Frankly, the most likely reason for us to add any sport for either gender would be a Title IX lawsuit by either an individual or the feds, and if that happens a new women’s sport is the likely result. Since I’m not likely to win Powerball…

Point taken. It just doesn’t appeal to me.

You’d need some pretty cool bowling shirts too. Not to mention a quality bowling alley. Been awhile since I’ve been in the Ozark Lanes and greasy spoon diner. Is it up to NCAA snuff?

Not trying to be argumentative here. Just brain storming with y’all. Could the Men’s Soccer team play at RRS? And could the soccer facilities (locker rooms, etc…) be built inside RRS under the stands?
If yes, how would soccer be too expensive?
The Men’s BB team has a staff of approximately 32 people supporting 13 scholarship players. I imagine there is room for a soccer staff not as large or expensive as the BB team.
I think with a good coach the popularity would rapidly build in NWA. I just see a huge win- win here being on the ground floor with a Men’s Soccer team. So much available talent and so few SEC teams. UA could quickly become a national power.
UA…Campus of Champions

We have a soccer stadium already. It would need a men’s dressing facility, but HY is already talking about some stuff on the east side so that could be incorporated into the east side structure. I can’t think of any school with both men’s and women’s soccer that they don’t both use the same field. UNC, for instance; I checked out Dorrance Field when we were in Chapel Hill for the baseball super in June.

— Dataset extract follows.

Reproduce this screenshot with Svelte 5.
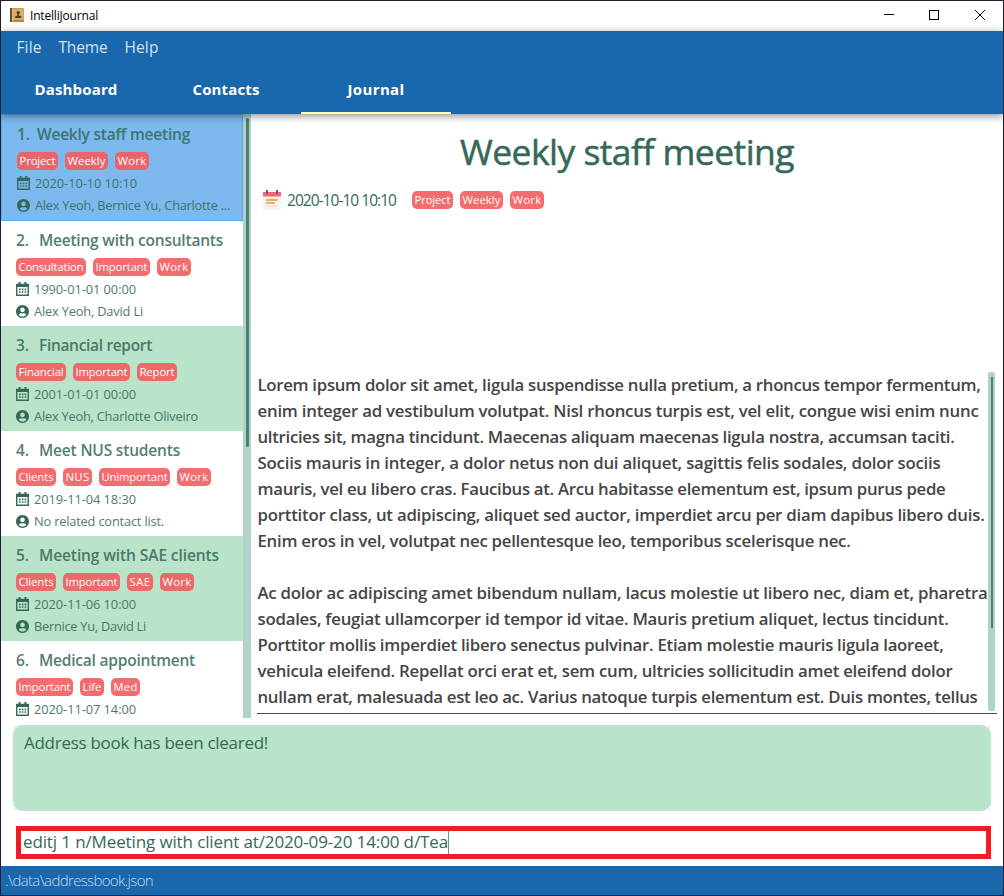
<script>
  const tagWidths = {
    Project: 41, Weekly: 43, Work: 34, Consultation: 70, Important: 57, Financial: 50,
    Report: 40, Clients: 40, NUS: 29, Unimportant: 71, SAE: 26, Life: 24, Med: 29
  };

  const menus = [['File', 25], ['Theme', 49], ['Help', 34]];
  const tabs = [['Dashboard', 83], ['Contacts', 67], ['Journal', 57]];

  const entries = [
    { title: 'Weekly staff meeting', w: 153, tags: ['Project', 'Weekly', 'Work'], date: '2020-10-10 10:10', people: 'Alex Yeoh, Bernice Yu, Charlotte ...', pw: 195 },
    { title: 'Meeting with consultants', w: 184, tags: ['Consultation', 'Important', 'Work'], date: '1990-01-01 00:00', people: 'Alex Yeoh, David Li', pw: 109 },
    { title: 'Financial report', w: 113, tags: ['Financial', 'Important', 'Report'], date: '2001-01-01 00:00', people: 'Alex Yeoh, Charlotte Oliveiro', pw: 164 },
    { title: 'Meet NUS students', w: 141, tags: ['Clients', 'NUS', 'Unimportant', 'Work'], date: '2019-11-04 18:30', people: 'No related contact list.', pw: 130 },
    { title: 'Meeting with SAE clients', w: 180, tags: ['Clients', 'Important', 'SAE', 'Work'], date: '2020-11-06 10:00', people: 'Bernice Yu, David Li', pw: 112 },
    { title: 'Medical appointment', w: 156, tags: ['Important', 'Life', 'Med'], date: '2020-11-07 14:00' }
  ];

  const lines = [
    ['Lorem ipsum dolor sit amet, ligula suspendisse nulla pretium, a rhoncus tempor fermentum,', 723],
    ['enim integer ad vestibulum volutpat. Nisl rhoncus turpis est, vel elit, congue wisi enim nunc', 721],
    ['ultricies sit, magna tincidunt. Maecenas aliquam maecenas ligula nostra, accumsan taciti.', 697],
    ['Sociis mauris in integer, a dolor netus non dui aliquet, sagittis felis sodales, dolor sociis', 683],
    ['mauris, vel eu libero cras. Faucibus at. Arcu habitasse elementum est, ipsum purus pede', 688],
    ['porttitor class, ut adipiscing, aliquet sed auctor, imperdiet arcu per diam dapibus libero duis.', 727],
    ['Enim eros in vel, volutpat nec pellentesque leo, temporibus scelerisque nec.', 593],
    ['', 0],
    ['Ac dolor ac adipiscing amet bibendum nullam, lacus molestie ut libero nec, diam et, pharetra', 730],
    ['sodales, feugiat ullamcorper id tempor id vitae. Mauris pretium aliquet, lectus tincidunt.', 691],
    ['Porttitor mollis imperdiet libero senectus pulvinar. Etiam molestie mauris ligula laoreet,', 686],
    ['vehicula eleifend. Repellat orci erat et, sem cum, ultricies sollicitudin amet eleifend dolor', 695],
    ['nullam erat, malesuada est leo ac. Varius natoque turpis elementum est. Duis montes, tellus', 720]
  ];

  // Spreads the letters so that the text takes up the given width.
  function fit(node, width) {
    const count = node.textContent.length;
    if (!count) return;
    const natural = node.getBoundingClientRect().width;
    node.style.letterSpacing = `${(width - natural) / count}px`;
  }
</script>

{#snippet tagList(tags)}
  <div class="tags">
    {#each tags as tag}
      <span class="tag" style:width="{tagWidths[tag]}px"><span class="t" use:fit={tagWidths[tag] - 5}>{tag}</span></span>
    {/each}
  </div>
{/snippet}

<div class="window">
  <header class="titlebar">
    <svg class="app-icon" width="14" height="14" viewBox="0 0 14 14">
      <rect width="14" height="14" rx="1" fill="#c99a50" />
      <rect x="3" y="1" width="10.5" height="11" fill="#dcae62" />
      <rect width="2" height="14" fill="#6b4c30" />
      <rect x="2" width="1" height="14" fill="#d9c090" />
      <path d="M3 13h11" stroke="#9a6f3a" />
      <circle cx="8.2" cy="4.8" r="1.7" fill="#51402c" />
      <path d="M7.400 6h1.600v1.400l2.500 1V10H5V8.400l2.400-1z" fill="#51402c" />
    </svg>
    <span class="t app-name" use:fit={68}>IntelliJournal</span>
    <div class="controls">
      <svg width="10" height="10" viewBox="0 0 10 10"><path d="M0 4.500h10" /></svg>
      <svg width="10" height="10" viewBox="0 0 10 10"><rect x=".5" y=".5" width="9" height="9" /></svg>
      <svg width="10" height="10" viewBox="0 0 10 10"><path d="M0 0l10 10M10 0L0 10" /></svg>
    </div>
  </header>

  <div class="top">
    <nav class="menus">
      {#each menus as [name, w]}<span class="t" use:fit={w}>{name}</span>{/each}
    </nav>
    <nav class="tabs">
      {#each tabs as [name, w]}
        <div class="tab" class:active={name === 'Journal'}><span class="t" use:fit={w}>{name}</span></div>
      {/each}
    </nav>
  </div>

  <main>
    <div class="list">
      {#each entries as e, i}
        <article class="entry" class:selected={i === 0} class:tinted={i % 2 === 0 && i > 0}>
          <h2><span class="num">{i + 1}.</span><span class="t" use:fit={e.w}>{e.title}</span></h2>
          {@render tagList(e.tags)}
          <div class="info">
            <svg width="13" height="14" viewBox="0 0 13 14">
              <path d="M.75 2.500h11.500v10.750H.75z" fill="none" stroke="currentColor" stroke-width="1.400" />
              <path d="M0 1.900h13V5H0zM2.600 0h2v3h-2zM8.400 0h2v3h-2z" fill="currentColor" />
              <path d="M3 7.400h7.200M3 10h7.200" stroke="currentColor" stroke-width="1.600" stroke-dasharray="1.600 1.200" />
            </svg>
            <span class="t" use:fit={102}>{e.date}</span>
          </div>
          {#if e.people}
            <div class="info">
              <svg width="13" height="13" viewBox="0 8 496 496"><path fill="currentColor" d="M248 8C111 8 0 119 0 256s111 248 248 248 248-111 248-248S385 8 248 8zm0 96c48.600 0 88 39.400 88 88s-39.400 88-88 88-88-39.400-88-88 39.400-88 88-88zm0 344c-58.700 0-111.300-26.600-146.500-68.200 18.800-35.400 55.600-59.800 98.500-59.800 2.400 0 4.800.4 7.100 1.100 13 4.200 26.600 6.900 40.900 6.900 14.300 0 28-2.700 40.900-6.900 2.300-.7 4.700-1.100 7.100-1.100 42.900 0 79.700 24.400 98.500 59.800C359.300 421.400 306.700 448 248 448z" /></svg>
              <span class="t" use:fit={e.pw}>{e.people}</span>
            </div>
          {/if}
        </article>
      {/each}
    </div>
    <div class="scroll"><i></i></div>

    <section class="detail">
      <h1><span class="t" use:fit={334}>Weekly staff meeting</span></h1>
      <div class="meta">
        <svg width="18" height="20" viewBox="0 0 18 20">
          <path d="M0 6h18v14H0z" fill="#f5f5f5" />
          <path d="M0 2h18v4.500H0z" fill="#ff6470" />
          <path d="M3 0h2v4H3zM13 0h2v4h-2z" fill="#43658b" />
          <path d="M3 9h12v2H3zM3 12h9v2H3z" fill="#ffab5c" />
          <path d="M3 15.500h12v1.500H3z" fill="#e3e5e8" />
        </svg>
        <span class="t date" use:fit={109}>2020-10-10 10:10</span>
        {@render tagList(entries[0].tags)}
      </div>
      <div class="body">
        <div class="text">
          {#each lines as [text, w]}
            <p><span class="t" use:fit={w}>{text}</span></p>
          {/each}
        </div>
        <div class="body-scroll"><i></i></div>
      </div>
    </section>
  </main>

  <div class="result-wrap"><div class="result"><span class="t" use:fit={244}>Address book has been cleared!</span></div></div>
  <div class="command"><span class="t" use:fit={425}>editj 1 n/Meeting with client at/2020-09-20 14:00 d/Tea</span><i class="caret"></i></div>
  <footer><span class="t" use:fit={148}>.\data\addressbook.json</span></footer>
</div>

<style>
  :global(body) { margin: 0; }
  .window {
    box-sizing: border-box; width: 1004px; height: 896px; overflow: hidden;
    border: 1px solid #1c1f2e; background: #fff; color: #356859;
    display: flex; flex-direction: column;
    font-family: "Open Sans", "Noto Sans", sans-serif;
  }
  .t { display: inline-block; white-space: pre; }
  .titlebar { height: 30px; flex: none; display: flex; align-items: center; padding: 0 18px 2px 9px; box-sizing: border-box; color: #000; }
  .app-icon { margin-right: 6px; }
  .app-name { font-size: 12px; }
  .controls { margin-left: auto; display: flex; gap: 36px; }
  .controls svg { fill: none; stroke: #000; stroke-width: 1; overflow: visible; }
  .controls svg:first-child { margin-right: -1px; }
  .top { height: 83px; flex: none; background: #1967ad; position: relative; z-index: 1; box-shadow: 0 2px 8px rgba(0, 0, 0, .45); }
  .menus { box-sizing: border-box; height: 34px; display: flex; align-items: center; gap: 17px; padding: 0 0 2px 15.5px; font-size: 15.5px; color: #d3e2ef; }
  .tabs { height: 49px; display: flex; color: #fff; font-weight: 700; font-size: 15px; }
  .tab { box-sizing: border-box; width: 150px; text-align: center; line-height: 49px; height: 49px; border-bottom: 2px solid transparent; }
  .tab.active { border-color: #ffffb5; }
  main { height: 604px; flex: none; display: flex; }
  .list { width: 242px; overflow: hidden; }
  .entry { box-sizing: border-box; height: 105px; padding: 7px 0 0 15px; }
  .entry.selected { height: 107px; border: 1px solid #59a7ec; background: #7cb9ee; }
  .entry.tinted { background: #b9e4c9; }
  h2 { margin: 0 0 7px; height: 23px; display: flex; align-items: center; font-size: 15.5px; font-weight: 600; opacity: .85; }
  .num { width: 23px; }
  .selected .num { width: 20px; }
  .tags { display: flex; gap: 7px; }
  .tag { height: 18px; border-radius: 5px; background: #f36c6e; color: #fff; font-size: 11.3px; line-height: 17px; text-align: center; display: flex; justify-content: center; }
  .entry .tags { margin-bottom: 2px; }
  .selected .tag { background: #e8656b; }
  .tinted .tag { background: #ec6a68; }
  .info { height: 22px; display: flex; align-items: center; gap: 5px; font-size: 12.8px; white-space: nowrap; }
  .info .t { opacity: .87; }
  .scroll { width: 8px; background: #b1d2c9; display: flex; }
  .scroll i { width: 3px; height: 329px; margin: 4px 0 0 3px; border-radius: 2px; background: #4a806f; }
  .detail { flex: 1; padding: 0 6px 0 6px; display: flex; flex-direction: column; }
  h1 { box-sizing: border-box; margin: 0; height: 76px; display: flex; justify-content: center; align-items: center; padding: 0 0 3px; font-size: 35.5px; font-weight: 400; -webkit-text-stroke: .5px #356859; }
  .meta { height: 20px; display: flex; align-items: center; padding-left: 6px; }
  .meta .date { font-size: 15.5px; margin: 0 16px 0 6px; }
  .body { margin-top: 162px; height: 341px; display: flex; border-bottom: 1px solid #4a4a4a; overflow: hidden; }
  .text { box-sizing: border-box; flex: none; width: 731px; padding-left: .5px; color: #454545; font-size: 16.8px; font-weight: 600; overflow: hidden; }
  p { margin: 0; height: 26px; line-height: 26px; white-space: nowrap; }
  .body-scroll { width: 7px; height: 339px; background: #b1d2c9; border-radius: 2px; display: flex; }
  .body-scroll i { width: 2px; height: 251px; margin: 5px 0 0 3px; background: #4a806f; }
  .result-wrap { margin: 7px 12px 0; height: 86px; flex: none; background: #f4f4f4; }
  .result { box-sizing: border-box; height: 86px; border-radius: 10px; background: #b9e4c9; padding: 6px 11px; font-size: 17px; line-height: 24px; }
  .command { box-sizing: border-box; margin: 15px 12px 0 15px; height: 33px; flex: none; border: 5px solid #ee1c24; padding-left: 2px; display: flex; align-items: center; font-size: 17px; line-height: 21px; }
  .command .t { margin-top: -2px; }
  .caret { width: 1px; height: 23px; background: #6d9286; }
  footer { margin-top: 7px; flex: 1; background: #1967ad; color: #c4daec; font-size: 15px; font-weight: 300; line-height: 29px; padding-left: 4px; }
</style>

I don’t think the field surface in RRS is big enough for optimal soccer. Although there’s some wiggle room in the rules, you want to have 120 by 75 yards, plus enough room in the corners to run a few steps to take a corner kick, basically a 130 by 85 space. I don’t think that RRS meets that.

The main costs would be scholarships and people – coaches, training staff, etc. Colby is making $265K. And of course there’s travel costs; the regular season is 16 games, and at least half of your conference games and a couple of NC games would be roadies.

Soccer field-related trivia: Most high school and a lot of college tracks are built with 100-meter straights and 100-meter curves. But the official IAAF track design does not have that. It has 84.4 meter straights and 115.6 meter curves; I believe McDonnell Track is built like that. Why? Because that layout leaves enough room on the infield for a 110 x 68 meter soccer field, which equates to 120 x 75 as I mentioned above. If you tried to put a 120x75 soccer pitch inside a track with 100 meter straights, the corner flags would literally be on the track.